Go through the material and write it all out exactly, minus the pictures.

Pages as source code
........
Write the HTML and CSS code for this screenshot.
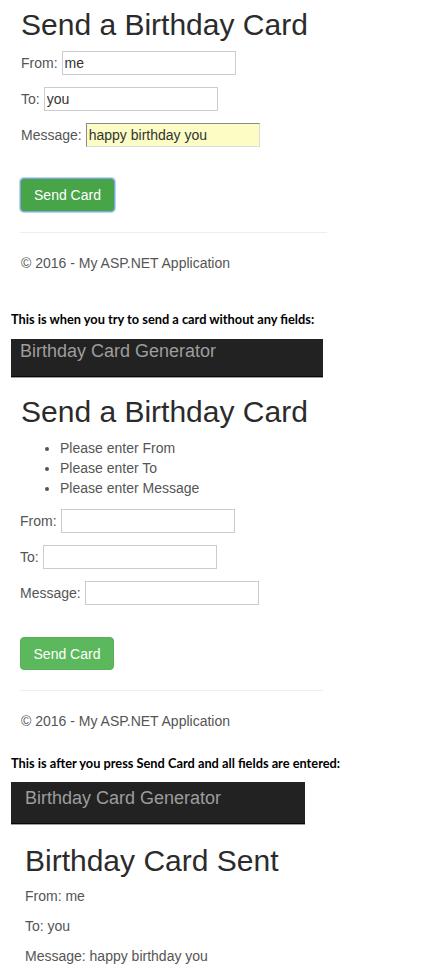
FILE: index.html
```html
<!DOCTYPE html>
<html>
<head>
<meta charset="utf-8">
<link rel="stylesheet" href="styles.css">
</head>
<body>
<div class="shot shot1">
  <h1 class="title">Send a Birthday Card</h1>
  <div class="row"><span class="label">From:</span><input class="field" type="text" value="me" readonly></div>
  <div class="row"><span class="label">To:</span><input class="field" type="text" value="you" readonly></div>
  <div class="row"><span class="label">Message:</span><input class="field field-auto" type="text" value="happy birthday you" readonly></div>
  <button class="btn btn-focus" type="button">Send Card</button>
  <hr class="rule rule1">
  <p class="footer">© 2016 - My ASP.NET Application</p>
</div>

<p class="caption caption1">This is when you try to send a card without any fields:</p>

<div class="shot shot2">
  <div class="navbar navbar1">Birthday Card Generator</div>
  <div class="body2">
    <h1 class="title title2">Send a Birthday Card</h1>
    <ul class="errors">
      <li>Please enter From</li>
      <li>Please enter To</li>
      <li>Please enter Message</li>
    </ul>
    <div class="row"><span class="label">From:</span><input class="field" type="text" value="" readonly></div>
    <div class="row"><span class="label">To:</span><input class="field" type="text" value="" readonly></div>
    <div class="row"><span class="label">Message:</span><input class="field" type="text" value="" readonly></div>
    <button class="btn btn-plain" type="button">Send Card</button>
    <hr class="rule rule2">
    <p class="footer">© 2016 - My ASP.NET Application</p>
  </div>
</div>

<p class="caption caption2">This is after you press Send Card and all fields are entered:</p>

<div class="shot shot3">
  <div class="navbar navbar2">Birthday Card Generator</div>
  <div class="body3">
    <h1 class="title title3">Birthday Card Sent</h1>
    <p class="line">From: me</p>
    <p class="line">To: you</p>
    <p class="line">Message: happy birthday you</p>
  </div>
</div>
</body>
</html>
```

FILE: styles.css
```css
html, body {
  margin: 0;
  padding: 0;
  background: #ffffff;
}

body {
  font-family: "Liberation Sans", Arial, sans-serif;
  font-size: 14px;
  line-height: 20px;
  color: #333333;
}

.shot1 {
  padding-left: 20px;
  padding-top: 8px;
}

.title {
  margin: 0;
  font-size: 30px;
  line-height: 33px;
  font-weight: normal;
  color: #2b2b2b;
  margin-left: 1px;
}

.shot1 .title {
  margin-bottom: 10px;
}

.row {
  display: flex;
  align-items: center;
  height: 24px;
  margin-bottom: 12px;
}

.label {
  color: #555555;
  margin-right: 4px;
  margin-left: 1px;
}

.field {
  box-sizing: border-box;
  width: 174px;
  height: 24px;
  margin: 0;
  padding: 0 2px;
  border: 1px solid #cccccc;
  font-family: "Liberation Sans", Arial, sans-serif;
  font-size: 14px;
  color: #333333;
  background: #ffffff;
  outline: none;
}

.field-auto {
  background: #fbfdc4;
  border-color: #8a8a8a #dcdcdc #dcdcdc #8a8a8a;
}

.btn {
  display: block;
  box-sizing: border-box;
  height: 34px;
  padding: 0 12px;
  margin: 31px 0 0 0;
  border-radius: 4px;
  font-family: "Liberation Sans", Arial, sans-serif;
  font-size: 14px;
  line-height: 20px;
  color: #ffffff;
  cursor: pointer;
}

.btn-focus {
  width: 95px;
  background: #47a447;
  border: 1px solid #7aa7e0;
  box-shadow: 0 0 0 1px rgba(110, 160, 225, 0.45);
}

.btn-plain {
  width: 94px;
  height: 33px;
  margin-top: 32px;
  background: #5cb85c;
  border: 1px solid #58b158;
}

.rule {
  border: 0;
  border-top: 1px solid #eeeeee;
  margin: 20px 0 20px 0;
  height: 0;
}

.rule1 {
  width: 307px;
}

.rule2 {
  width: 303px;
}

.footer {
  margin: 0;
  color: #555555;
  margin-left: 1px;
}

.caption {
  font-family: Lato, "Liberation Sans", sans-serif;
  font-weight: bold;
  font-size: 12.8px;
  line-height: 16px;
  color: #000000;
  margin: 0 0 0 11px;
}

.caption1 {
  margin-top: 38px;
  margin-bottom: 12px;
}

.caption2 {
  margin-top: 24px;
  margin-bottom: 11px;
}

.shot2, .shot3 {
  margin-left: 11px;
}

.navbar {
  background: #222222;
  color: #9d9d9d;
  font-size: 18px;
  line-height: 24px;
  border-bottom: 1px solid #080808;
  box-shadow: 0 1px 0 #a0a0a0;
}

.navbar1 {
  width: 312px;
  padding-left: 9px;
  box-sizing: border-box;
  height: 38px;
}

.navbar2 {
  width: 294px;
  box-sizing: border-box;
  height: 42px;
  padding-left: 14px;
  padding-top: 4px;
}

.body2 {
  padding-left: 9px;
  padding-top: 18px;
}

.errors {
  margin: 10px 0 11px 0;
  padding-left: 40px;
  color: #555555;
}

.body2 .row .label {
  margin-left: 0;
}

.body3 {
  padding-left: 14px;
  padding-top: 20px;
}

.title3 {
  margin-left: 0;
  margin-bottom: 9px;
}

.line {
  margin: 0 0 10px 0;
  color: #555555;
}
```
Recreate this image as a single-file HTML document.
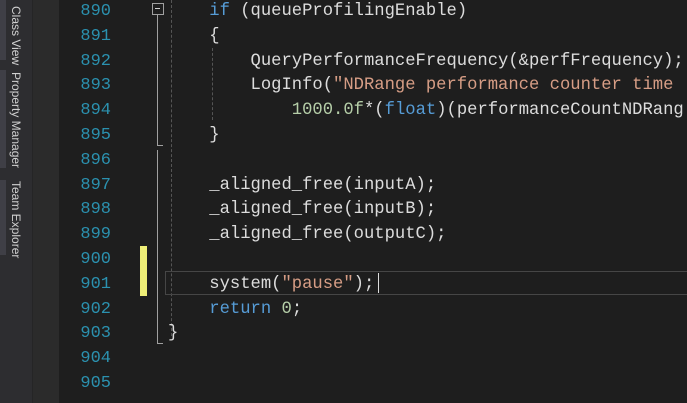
........
TASK RESPONSE:
Write the HTML and CSS code for this screenshot.
FILE: index.html
```html
<!DOCTYPE html>
<html>
<head>
<meta charset="utf-8">
<link rel="stylesheet" href="styles.css">
</head>
<body>
<div class="shot shot1">
  <h1 class="title">Send a Birthday Card</h1>
  <div class="row"><span class="label">From:</span><input class="field" type="text" value="me" readonly></div>
  <div class="row"><span class="label">To:</span><input class="field" type="text" value="you" readonly></div>
  <div class="row"><span class="label">Message:</span><input class="field field-auto" type="text" value="happy birthday you" readonly></div>
  <button class="btn btn-focus" type="button">Send Card</button>
  <hr class="rule rule1">
  <p class="footer">© 2016 - My ASP.NET Application</p>
</div>

<p class="caption caption1">This is when you try to send a card without any fields:</p>

<div class="shot shot2">
  <div class="navbar navbar1">Birthday Card Generator</div>
  <div class="body2">
    <h1 class="title title2">Send a Birthday Card</h1>
    <ul class="errors">
      <li>Please enter From</li>
      <li>Please enter To</li>
      <li>Please enter Message</li>
    </ul>
    <div class="row"><span class="label">From:</span><input class="field" type="text" value="" readonly></div>
    <div class="row"><span class="label">To:</span><input class="field" type="text" value="" readonly></div>
    <div class="row"><span class="label">Message:</span><input class="field" type="text" value="" readonly></div>
    <button class="btn btn-plain" type="button">Send Card</button>
    <hr class="rule rule2">
    <p class="footer">© 2016 - My ASP.NET Application</p>
  </div>
</div>

<p class="caption caption2">This is after you press Send Card and all fields are entered:</p>

<div class="shot shot3">
  <div class="navbar navbar2">Birthday Card Generator</div>
  <div class="body3">
    <h1 class="title title3">Birthday Card Sent</h1>
    <p class="line">From: me</p>
    <p class="line">To: you</p>
    <p class="line">Message: happy birthday you</p>
  </div>
</div>
</body>
</html>
```

FILE: styles.css
```css
html, body {
  margin: 0;
  padding: 0;
  background: #ffffff;
}

body {
  font-family: "Liberation Sans", Arial, sans-serif;
  font-size: 14px;
  line-height: 20px;
  color: #333333;
}

.shot1 {
  padding-left: 20px;
  padding-top: 8px;
}

.title {
  margin: 0;
  font-size: 30px;
  line-height: 33px;
  font-weight: normal;
  color: #2b2b2b;
  margin-left: 1px;
}

.shot1 .title {
  margin-bottom: 10px;
}

.row {
  display: flex;
  align-items: center;
  height: 24px;
  margin-bottom: 12px;
}

.label {
  color: #555555;
  margin-right: 4px;
  margin-left: 1px;
}

.field {
  box-sizing: border-box;
  width: 174px;
  height: 24px;
  margin: 0;
  padding: 0 2px;
  border: 1px solid #cccccc;
  font-family: "Liberation Sans", Arial, sans-serif;
  font-size: 14px;
  color: #333333;
  background: #ffffff;
  outline: none;
}

.field-auto {
  background: #fbfdc4;
  border-color: #8a8a8a #dcdcdc #dcdcdc #8a8a8a;
}

.btn {
  display: block;
  box-sizing: border-box;
  height: 34px;
  padding: 0 12px;
  margin: 31px 0 0 0;
  border-radius: 4px;
  font-family: "Liberation Sans", Arial, sans-serif;
  font-size: 14px;
  line-height: 20px;
  color: #ffffff;
  cursor: pointer;
}

.btn-focus {
  width: 95px;
  background: #47a447;
  border: 1px solid #7aa7e0;
  box-shadow: 0 0 0 1px rgba(110, 160, 225, 0.45);
}

.btn-plain {
  width: 94px;
  height: 33px;
  margin-top: 32px;
  background: #5cb85c;
  border: 1px solid #58b158;
}

.rule {
  border: 0;
  border-top: 1px solid #eeeeee;
  margin: 20px 0 20px 0;
  height: 0;
}

.rule1 {
  width: 307px;
}

.rule2 {
  width: 303px;
}

.footer {
  margin: 0;
  color: #555555;
  margin-left: 1px;
}

.caption {
  font-family: Lato, "Liberation Sans", sans-serif;
  font-weight: bold;
  font-size: 12.8px;
  line-height: 16px;
  color: #000000;
  margin: 0 0 0 11px;
}

.caption1 {
  margin-top: 38px;
  margin-bottom: 12px;
}

.caption2 {
  margin-top: 24px;
  margin-bottom: 11px;
}

.shot2, .shot3 {
  margin-left: 11px;
}

.navbar {
  background: #222222;
  color: #9d9d9d;
  font-size: 18px;
  line-height: 24px;
  border-bottom: 1px solid #080808;
  box-shadow: 0 1px 0 #a0a0a0;
}

.navbar1 {
  width: 312px;
  padding-left: 9px;
  box-sizing: border-box;
  height: 38px;
}

.navbar2 {
  width: 294px;
  box-sizing: border-box;
  height: 42px;
  padding-left: 14px;
  padding-top: 4px;
}

.body2 {
  padding-left: 9px;
  padding-top: 18px;
}

.errors {
  margin: 10px 0 11px 0;
  padding-left: 40px;
  color: #555555;
}

.body2 .row .label {
  margin-left: 0;
}

.body3 {
  padding-left: 14px;
  padding-top: 20px;
}

.title3 {
  margin-left: 0;
  margin-bottom: 9px;
}

.line {
  margin: 0 0 10px 0;
  color: #555555;
}
```
Recreate this image as a single-file HTML document.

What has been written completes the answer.